→ **INSTRUCTIONS TO FOLLOW**
Copy all lines of the listing that include the string "index".

→ **PROVIDED MATERIAL**
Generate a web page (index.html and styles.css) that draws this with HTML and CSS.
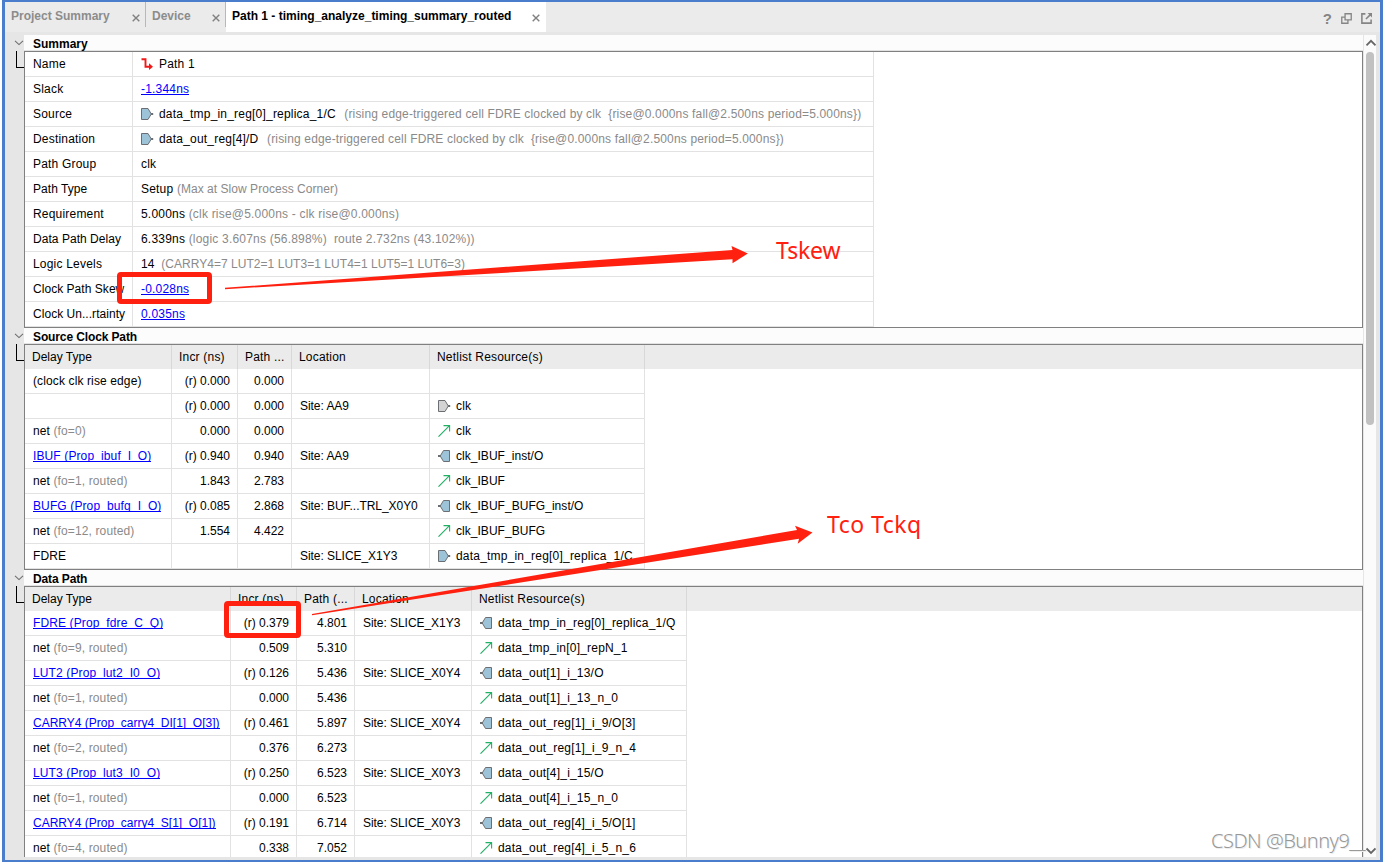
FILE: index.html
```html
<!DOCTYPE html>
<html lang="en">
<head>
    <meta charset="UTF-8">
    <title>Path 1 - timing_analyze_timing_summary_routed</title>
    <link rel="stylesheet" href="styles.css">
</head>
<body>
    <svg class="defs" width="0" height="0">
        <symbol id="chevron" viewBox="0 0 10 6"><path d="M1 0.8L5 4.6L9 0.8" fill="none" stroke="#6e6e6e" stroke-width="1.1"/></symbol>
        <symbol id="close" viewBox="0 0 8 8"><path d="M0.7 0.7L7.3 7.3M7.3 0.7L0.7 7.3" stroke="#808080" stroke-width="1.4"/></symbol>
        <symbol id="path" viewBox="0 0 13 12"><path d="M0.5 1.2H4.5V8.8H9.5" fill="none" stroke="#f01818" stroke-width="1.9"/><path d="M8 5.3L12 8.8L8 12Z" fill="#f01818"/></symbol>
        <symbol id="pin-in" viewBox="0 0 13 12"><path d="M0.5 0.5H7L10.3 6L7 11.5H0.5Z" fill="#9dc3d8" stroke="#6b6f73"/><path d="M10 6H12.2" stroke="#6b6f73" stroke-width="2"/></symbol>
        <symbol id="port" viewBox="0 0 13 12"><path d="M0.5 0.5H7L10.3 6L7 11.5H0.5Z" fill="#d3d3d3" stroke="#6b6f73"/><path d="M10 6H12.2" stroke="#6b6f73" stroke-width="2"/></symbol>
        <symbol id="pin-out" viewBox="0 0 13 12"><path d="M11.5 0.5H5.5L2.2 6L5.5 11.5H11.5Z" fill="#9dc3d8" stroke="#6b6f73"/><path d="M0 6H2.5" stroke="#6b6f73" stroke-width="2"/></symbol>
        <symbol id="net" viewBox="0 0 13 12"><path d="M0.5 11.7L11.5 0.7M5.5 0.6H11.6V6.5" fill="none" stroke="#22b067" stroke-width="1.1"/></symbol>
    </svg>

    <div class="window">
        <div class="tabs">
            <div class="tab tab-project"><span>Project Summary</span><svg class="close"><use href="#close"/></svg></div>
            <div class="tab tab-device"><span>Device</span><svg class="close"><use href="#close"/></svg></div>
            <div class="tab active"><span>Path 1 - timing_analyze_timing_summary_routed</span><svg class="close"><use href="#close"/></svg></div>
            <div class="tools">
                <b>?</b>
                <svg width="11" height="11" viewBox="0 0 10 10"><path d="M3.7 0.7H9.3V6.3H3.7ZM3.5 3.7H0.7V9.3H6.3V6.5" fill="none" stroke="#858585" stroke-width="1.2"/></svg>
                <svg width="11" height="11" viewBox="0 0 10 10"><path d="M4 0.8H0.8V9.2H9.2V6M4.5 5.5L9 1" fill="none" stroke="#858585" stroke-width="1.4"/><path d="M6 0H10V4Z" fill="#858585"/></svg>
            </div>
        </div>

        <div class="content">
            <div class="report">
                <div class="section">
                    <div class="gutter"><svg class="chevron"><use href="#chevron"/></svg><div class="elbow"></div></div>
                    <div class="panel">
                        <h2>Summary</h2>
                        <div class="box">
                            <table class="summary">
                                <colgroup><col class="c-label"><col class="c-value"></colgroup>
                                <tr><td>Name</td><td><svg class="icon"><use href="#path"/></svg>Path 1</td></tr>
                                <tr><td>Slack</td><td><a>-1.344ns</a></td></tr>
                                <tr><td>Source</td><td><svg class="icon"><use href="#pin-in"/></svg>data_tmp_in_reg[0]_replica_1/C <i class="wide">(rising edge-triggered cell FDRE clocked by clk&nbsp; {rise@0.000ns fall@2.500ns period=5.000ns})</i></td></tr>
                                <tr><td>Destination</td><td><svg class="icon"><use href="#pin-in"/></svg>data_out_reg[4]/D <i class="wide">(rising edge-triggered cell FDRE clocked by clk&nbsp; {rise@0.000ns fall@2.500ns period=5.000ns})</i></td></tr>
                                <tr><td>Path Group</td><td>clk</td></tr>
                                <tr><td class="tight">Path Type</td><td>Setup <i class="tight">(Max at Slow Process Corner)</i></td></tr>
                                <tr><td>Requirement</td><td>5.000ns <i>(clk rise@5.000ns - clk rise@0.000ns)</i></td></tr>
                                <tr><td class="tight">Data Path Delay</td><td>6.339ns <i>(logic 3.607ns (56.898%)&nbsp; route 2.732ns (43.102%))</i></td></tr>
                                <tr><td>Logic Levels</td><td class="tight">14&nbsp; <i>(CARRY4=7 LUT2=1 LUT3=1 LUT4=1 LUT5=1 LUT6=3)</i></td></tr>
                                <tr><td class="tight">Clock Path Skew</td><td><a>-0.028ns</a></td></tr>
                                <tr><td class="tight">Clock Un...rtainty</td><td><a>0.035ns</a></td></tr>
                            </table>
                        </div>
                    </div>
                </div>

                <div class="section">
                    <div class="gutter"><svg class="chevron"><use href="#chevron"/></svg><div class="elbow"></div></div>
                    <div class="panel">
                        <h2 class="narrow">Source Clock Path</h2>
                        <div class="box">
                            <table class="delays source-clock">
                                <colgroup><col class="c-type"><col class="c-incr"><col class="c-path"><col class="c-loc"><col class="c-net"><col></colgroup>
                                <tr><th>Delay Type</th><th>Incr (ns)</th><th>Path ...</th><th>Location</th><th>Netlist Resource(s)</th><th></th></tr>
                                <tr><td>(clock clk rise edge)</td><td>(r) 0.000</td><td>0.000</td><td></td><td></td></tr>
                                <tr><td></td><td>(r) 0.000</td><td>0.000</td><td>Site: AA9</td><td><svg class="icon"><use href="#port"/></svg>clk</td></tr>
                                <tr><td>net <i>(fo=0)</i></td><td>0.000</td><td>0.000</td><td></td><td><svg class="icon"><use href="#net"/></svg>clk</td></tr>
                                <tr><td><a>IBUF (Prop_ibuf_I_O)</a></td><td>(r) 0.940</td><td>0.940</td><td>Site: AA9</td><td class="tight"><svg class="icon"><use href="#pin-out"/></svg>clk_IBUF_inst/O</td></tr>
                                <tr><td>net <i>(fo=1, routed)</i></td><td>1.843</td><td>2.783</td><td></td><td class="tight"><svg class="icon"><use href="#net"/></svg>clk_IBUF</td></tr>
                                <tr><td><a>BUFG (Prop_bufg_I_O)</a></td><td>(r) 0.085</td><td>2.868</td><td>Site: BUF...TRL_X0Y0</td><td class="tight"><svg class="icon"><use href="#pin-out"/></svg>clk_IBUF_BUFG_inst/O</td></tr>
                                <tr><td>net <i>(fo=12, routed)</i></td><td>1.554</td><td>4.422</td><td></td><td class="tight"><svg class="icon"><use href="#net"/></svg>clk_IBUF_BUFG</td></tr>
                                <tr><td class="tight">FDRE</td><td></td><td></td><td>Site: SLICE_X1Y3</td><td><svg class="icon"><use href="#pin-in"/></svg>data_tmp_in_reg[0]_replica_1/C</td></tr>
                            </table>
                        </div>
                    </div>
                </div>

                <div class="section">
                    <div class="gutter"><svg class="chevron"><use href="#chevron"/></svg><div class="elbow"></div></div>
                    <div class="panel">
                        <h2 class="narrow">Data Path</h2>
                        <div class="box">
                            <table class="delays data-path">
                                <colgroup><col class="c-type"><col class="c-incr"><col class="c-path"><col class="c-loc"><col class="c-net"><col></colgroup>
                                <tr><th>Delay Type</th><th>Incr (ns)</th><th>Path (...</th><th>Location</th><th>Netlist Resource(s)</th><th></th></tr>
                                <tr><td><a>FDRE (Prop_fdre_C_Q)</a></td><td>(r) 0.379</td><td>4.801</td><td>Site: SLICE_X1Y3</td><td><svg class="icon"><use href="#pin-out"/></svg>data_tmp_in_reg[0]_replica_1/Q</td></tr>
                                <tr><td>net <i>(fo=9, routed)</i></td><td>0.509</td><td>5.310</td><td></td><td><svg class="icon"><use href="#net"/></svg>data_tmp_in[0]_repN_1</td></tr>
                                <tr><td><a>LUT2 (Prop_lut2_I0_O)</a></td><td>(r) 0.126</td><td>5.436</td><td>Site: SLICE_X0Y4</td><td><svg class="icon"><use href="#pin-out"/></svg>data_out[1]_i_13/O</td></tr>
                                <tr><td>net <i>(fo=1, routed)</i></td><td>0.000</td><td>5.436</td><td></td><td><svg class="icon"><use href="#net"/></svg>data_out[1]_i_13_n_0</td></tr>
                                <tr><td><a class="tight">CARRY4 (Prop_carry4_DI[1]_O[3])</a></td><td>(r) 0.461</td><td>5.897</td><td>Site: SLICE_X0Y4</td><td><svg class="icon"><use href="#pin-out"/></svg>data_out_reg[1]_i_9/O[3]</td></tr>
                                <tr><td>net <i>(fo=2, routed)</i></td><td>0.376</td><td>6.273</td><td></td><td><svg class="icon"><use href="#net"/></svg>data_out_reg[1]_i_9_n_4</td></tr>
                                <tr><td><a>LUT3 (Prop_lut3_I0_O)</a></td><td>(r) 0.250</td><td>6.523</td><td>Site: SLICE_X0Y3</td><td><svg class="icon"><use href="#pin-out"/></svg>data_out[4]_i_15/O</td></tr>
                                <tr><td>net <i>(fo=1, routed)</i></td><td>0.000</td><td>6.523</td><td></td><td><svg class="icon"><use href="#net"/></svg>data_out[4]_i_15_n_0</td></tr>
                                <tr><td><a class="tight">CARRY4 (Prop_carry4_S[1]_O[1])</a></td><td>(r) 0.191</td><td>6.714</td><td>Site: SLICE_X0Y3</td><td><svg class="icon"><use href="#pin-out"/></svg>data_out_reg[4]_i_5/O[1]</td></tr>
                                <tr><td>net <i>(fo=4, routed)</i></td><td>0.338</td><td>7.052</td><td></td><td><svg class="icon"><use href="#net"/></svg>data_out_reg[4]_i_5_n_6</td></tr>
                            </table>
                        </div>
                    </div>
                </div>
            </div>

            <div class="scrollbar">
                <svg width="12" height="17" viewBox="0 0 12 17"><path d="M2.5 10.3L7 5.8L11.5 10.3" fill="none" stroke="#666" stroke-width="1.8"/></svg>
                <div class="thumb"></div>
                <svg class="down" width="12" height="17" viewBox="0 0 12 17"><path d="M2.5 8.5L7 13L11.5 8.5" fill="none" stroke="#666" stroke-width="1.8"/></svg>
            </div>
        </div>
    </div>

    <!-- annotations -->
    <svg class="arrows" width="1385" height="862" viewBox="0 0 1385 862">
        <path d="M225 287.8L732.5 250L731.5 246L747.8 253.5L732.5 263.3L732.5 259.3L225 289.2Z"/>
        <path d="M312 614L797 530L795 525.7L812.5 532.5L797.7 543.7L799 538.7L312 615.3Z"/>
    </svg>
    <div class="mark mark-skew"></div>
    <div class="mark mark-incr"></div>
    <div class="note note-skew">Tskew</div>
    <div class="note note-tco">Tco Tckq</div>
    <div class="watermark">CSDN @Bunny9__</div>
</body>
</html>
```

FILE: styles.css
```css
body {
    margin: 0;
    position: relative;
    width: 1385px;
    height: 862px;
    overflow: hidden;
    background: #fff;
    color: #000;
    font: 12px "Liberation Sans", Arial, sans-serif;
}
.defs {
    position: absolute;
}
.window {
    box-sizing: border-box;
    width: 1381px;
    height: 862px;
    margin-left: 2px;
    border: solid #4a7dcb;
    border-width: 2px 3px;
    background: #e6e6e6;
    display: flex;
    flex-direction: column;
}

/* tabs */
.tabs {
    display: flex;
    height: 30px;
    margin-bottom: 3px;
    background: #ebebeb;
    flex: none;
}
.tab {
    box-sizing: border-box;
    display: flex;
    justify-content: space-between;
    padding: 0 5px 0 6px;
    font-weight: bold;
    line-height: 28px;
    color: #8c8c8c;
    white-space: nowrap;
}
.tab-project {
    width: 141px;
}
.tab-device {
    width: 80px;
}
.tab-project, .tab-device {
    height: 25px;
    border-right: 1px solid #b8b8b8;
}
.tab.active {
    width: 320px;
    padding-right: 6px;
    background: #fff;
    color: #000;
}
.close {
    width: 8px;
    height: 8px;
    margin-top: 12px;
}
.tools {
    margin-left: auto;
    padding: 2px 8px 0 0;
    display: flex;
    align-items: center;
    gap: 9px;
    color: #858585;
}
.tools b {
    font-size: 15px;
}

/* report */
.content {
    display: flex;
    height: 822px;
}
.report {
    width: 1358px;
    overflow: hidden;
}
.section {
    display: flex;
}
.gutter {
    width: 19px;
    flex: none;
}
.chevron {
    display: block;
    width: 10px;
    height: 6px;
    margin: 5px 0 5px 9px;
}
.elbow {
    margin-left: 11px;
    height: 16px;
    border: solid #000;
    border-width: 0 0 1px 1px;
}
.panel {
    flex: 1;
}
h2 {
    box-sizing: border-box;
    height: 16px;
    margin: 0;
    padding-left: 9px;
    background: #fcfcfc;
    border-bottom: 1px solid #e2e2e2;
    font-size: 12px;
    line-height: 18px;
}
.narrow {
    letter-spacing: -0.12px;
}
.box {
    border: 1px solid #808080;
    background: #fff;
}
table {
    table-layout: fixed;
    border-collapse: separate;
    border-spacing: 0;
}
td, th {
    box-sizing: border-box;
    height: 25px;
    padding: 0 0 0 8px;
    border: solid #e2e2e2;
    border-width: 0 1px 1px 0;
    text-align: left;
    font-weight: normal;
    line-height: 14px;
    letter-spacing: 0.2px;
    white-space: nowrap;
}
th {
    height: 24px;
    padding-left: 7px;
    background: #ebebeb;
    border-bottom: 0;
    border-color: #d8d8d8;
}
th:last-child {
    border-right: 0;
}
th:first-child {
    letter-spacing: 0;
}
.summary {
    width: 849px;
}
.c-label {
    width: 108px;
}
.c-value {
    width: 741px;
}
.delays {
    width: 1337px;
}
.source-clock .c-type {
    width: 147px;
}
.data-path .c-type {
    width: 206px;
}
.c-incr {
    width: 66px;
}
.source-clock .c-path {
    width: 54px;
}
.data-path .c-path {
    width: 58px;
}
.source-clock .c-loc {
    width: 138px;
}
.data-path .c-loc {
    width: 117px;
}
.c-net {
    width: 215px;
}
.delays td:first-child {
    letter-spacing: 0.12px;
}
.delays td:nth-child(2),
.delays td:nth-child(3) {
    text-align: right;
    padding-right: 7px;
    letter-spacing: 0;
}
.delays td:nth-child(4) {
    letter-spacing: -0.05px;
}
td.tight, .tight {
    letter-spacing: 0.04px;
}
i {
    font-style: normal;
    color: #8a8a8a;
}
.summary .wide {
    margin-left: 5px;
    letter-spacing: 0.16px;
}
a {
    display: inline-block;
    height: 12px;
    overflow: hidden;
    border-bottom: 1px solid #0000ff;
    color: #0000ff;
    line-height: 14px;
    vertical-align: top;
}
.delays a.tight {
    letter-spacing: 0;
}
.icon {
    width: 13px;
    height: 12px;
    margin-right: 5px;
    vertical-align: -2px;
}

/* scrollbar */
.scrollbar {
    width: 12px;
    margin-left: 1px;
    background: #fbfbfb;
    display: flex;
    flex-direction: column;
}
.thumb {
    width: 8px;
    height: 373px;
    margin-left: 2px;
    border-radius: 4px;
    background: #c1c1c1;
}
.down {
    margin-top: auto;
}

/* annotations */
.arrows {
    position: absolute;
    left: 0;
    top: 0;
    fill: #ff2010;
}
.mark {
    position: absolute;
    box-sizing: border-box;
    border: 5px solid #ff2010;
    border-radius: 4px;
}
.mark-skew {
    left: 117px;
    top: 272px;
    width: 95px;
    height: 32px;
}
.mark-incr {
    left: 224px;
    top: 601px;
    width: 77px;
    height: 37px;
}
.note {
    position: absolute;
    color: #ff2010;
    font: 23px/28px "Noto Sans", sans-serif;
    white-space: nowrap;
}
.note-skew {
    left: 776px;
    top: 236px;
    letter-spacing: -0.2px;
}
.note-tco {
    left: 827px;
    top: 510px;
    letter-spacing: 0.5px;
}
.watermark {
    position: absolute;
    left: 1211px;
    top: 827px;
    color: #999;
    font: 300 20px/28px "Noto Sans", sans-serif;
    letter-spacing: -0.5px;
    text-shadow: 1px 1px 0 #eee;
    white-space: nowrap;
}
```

→ **RESPONSE**
Generate a web page (index.html and styles.css) that draws this with HTML and CSS.
FILE: index.html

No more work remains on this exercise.